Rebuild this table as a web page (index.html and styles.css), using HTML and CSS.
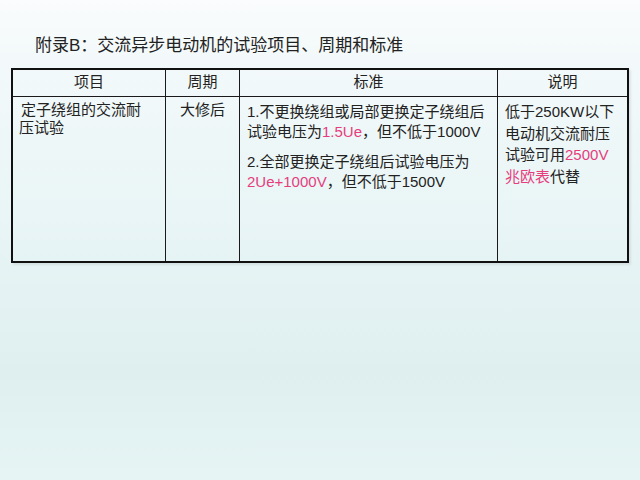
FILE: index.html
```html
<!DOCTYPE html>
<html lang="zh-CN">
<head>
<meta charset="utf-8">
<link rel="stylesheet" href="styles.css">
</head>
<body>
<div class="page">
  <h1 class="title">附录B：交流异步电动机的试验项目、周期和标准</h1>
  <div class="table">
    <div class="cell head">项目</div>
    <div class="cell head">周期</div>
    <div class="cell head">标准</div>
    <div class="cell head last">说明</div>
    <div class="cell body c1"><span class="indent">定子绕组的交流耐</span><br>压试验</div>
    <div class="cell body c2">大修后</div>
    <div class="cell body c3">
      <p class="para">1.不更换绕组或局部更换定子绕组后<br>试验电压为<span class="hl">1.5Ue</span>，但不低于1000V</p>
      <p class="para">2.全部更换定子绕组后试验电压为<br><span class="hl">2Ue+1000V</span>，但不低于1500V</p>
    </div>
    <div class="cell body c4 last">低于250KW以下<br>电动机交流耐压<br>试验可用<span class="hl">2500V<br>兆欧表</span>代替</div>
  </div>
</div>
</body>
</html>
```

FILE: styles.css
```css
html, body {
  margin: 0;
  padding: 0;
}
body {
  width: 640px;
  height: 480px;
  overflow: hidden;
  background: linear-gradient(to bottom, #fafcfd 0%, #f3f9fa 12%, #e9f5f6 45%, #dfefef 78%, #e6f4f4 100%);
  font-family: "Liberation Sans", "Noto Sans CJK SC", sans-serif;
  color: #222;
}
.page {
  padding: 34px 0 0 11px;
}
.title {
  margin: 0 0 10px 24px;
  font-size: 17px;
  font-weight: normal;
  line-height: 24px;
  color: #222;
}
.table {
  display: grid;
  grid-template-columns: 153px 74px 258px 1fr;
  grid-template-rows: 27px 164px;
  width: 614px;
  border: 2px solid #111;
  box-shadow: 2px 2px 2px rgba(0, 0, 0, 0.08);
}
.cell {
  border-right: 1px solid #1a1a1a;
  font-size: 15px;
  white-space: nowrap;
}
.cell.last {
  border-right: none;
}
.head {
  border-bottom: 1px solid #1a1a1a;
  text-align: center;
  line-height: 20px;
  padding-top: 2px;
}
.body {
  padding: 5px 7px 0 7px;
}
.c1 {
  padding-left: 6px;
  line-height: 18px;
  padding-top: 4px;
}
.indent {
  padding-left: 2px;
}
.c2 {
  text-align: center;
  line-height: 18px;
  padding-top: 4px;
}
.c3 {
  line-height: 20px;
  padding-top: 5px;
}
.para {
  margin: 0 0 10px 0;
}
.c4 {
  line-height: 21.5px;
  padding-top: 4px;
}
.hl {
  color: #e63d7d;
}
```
-----
Write the listing above out again exactly, dropping each image.

### Task response
Rebuild this table as a web page (index.html and styles.css), using HTML and CSS.
FILE: index.html
```html
<!DOCTYPE html>
<html lang="zh-CN">
<head>
<meta charset="utf-8">
<link rel="stylesheet" href="styles.css">
</head>
<body>
<div class="page">
  <h1 class="title">附录B：交流异步电动机的试验项目、周期和标准</h1>
  <div class="table">
    <div class="cell head">项目</div>
    <div class="cell head">周期</div>
    <div class="cell head">标准</div>
    <div class="cell head last">说明</div>
    <div class="cell body c1"><span class="indent">定子绕组的交流耐</span><br>压试验</div>
    <div class="cell body c2">大修后</div>
    <div class="cell body c3">
      <p class="para">1.不更换绕组或局部更换定子绕组后<br>试验电压为<span class="hl">1.5Ue</span>，但不低于1000V</p>
      <p class="para">2.全部更换定子绕组后试验电压为<br><span class="hl">2Ue+1000V</span>，但不低于1500V</p>
    </div>
    <div class="cell body c4 last">低于250KW以下<br>电动机交流耐压<br>试验可用<span class="hl">2500V<br>兆欧表</span>代替</div>
  </div>
</div>
</body>
</html>
```

FILE: styles.css
```css
html, body {
  margin: 0;
  padding: 0;
}
body {
  width: 640px;
  height: 480px;
  overflow: hidden;
  background: linear-gradient(to bottom, #fafcfd 0%, #f3f9fa 12%, #e9f5f6 45%, #dfefef 78%, #e6f4f4 100%);
  font-family: "Liberation Sans", "Noto Sans CJK SC", sans-serif;
  color: #222;
}
.page {
  padding: 34px 0 0 11px;
}
.title {
  margin: 0 0 10px 24px;
  font-size: 17px;
  font-weight: normal;
  line-height: 24px;
  color: #222;
}
.table {
  display: grid;
  grid-template-columns: 153px 74px 258px 1fr;
  grid-template-rows: 27px 164px;
  width: 614px;
  border: 2px solid #111;
  box-shadow: 2px 2px 2px rgba(0, 0, 0, 0.08);
}
.cell {
  border-right: 1px solid #1a1a1a;
  font-size: 15px;
  white-space: nowrap;
}
.cell.last {
  border-right: none;
}
.head {
  border-bottom: 1px solid #1a1a1a;
  text-align: center;
  line-height: 20px;
  padding-top: 2px;
}
.body {
  padding: 5px 7px 0 7px;
}
.c1 {
  padding-left: 6px;
  line-height: 18px;
  padding-top: 4px;
}
.indent {
  padding-left: 2px;
}
.c2 {
  text-align: center;
  line-height: 18px;
  padding-top: 4px;
}
.c3 {
  line-height: 20px;
  padding-top: 5px;
}
.para {
  margin: 0 0 10px 0;
}
.c4 {
  line-height: 21.5px;
  padding-top: 4px;
}
.hl {
  color: #e63d7d;
}
```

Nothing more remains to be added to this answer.